- _REQUIREMENTS_: Gather all lines containing the string "styles" and copy them out.

BEGIN DATASET CONTENT

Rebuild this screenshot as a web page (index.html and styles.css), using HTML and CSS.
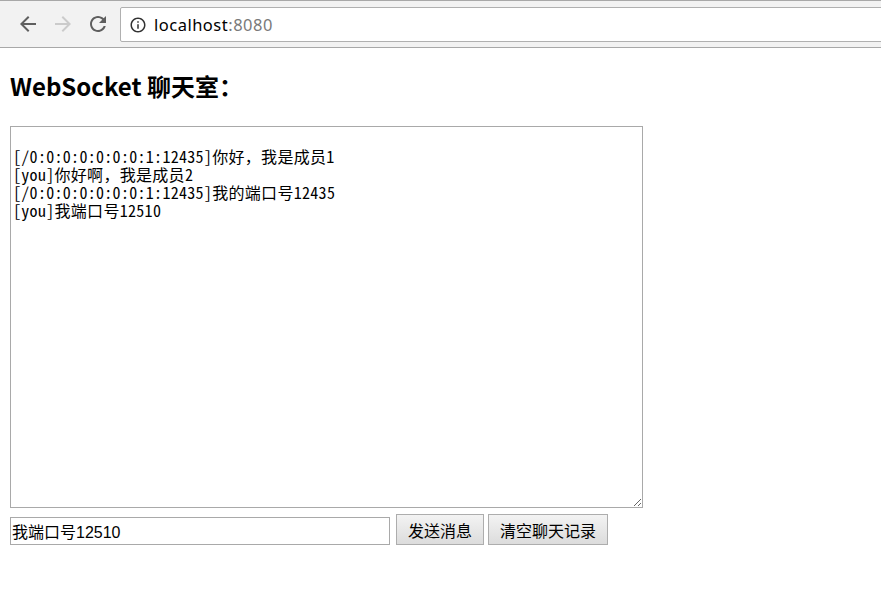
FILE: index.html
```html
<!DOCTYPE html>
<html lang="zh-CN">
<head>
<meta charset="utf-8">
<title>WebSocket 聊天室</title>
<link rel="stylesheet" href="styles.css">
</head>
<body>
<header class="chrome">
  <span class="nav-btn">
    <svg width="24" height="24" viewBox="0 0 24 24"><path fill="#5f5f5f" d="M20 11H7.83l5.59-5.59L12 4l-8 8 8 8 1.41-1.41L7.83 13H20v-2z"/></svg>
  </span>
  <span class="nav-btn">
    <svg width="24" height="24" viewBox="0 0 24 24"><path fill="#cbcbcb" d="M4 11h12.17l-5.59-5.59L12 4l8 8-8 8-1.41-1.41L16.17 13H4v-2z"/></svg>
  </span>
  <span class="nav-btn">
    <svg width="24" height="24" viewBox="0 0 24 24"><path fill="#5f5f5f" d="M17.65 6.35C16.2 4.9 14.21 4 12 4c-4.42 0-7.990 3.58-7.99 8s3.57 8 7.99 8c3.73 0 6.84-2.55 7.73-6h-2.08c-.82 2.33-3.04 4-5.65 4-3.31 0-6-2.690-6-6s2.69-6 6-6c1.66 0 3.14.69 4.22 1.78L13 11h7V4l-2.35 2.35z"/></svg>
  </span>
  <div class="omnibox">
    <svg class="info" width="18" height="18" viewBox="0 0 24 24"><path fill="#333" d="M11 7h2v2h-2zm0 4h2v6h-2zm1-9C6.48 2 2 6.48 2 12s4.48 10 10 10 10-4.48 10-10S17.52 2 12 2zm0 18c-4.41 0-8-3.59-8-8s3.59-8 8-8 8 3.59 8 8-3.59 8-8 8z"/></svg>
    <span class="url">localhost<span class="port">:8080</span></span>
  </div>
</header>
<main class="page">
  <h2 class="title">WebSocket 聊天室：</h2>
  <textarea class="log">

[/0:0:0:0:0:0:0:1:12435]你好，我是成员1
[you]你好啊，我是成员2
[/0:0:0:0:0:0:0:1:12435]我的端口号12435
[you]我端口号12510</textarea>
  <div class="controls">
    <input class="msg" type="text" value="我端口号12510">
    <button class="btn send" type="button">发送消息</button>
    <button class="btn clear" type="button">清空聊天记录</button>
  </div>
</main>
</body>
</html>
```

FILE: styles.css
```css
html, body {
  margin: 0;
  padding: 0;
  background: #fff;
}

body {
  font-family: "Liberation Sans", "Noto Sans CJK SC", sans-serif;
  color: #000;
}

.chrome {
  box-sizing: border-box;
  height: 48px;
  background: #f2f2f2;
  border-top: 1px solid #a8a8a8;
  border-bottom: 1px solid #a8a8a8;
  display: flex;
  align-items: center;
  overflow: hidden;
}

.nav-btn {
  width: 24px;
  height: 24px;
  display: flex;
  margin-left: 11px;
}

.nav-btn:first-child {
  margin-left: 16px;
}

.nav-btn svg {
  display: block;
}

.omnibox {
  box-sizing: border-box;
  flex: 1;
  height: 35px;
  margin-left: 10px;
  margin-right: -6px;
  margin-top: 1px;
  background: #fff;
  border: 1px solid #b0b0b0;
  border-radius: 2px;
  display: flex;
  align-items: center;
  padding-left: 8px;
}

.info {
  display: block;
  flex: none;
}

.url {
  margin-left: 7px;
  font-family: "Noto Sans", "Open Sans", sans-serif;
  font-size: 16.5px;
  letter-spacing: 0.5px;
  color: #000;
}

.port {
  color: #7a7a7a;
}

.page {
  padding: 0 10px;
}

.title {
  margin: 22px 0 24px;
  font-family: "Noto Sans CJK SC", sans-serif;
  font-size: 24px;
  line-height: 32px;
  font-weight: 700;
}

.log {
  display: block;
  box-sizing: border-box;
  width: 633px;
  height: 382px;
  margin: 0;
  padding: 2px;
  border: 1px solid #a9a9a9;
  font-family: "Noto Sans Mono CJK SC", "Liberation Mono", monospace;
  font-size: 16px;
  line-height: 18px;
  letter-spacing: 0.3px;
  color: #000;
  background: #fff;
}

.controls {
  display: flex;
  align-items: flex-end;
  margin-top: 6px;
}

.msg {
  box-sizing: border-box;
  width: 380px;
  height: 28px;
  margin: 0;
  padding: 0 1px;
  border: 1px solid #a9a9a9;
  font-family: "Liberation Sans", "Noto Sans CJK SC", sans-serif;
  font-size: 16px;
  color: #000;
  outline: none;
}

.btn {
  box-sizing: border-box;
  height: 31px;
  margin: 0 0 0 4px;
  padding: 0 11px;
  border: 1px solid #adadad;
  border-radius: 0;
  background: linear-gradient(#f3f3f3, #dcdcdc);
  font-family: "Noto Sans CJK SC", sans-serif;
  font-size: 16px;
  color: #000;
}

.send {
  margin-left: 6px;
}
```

END DATASET CONTENT

- _RESPONSE_:
Rebuild this screenshot as a web page (index.html and styles.css), using HTML and CSS.
<link rel="stylesheet" href="styles.css">
FILE: styles.css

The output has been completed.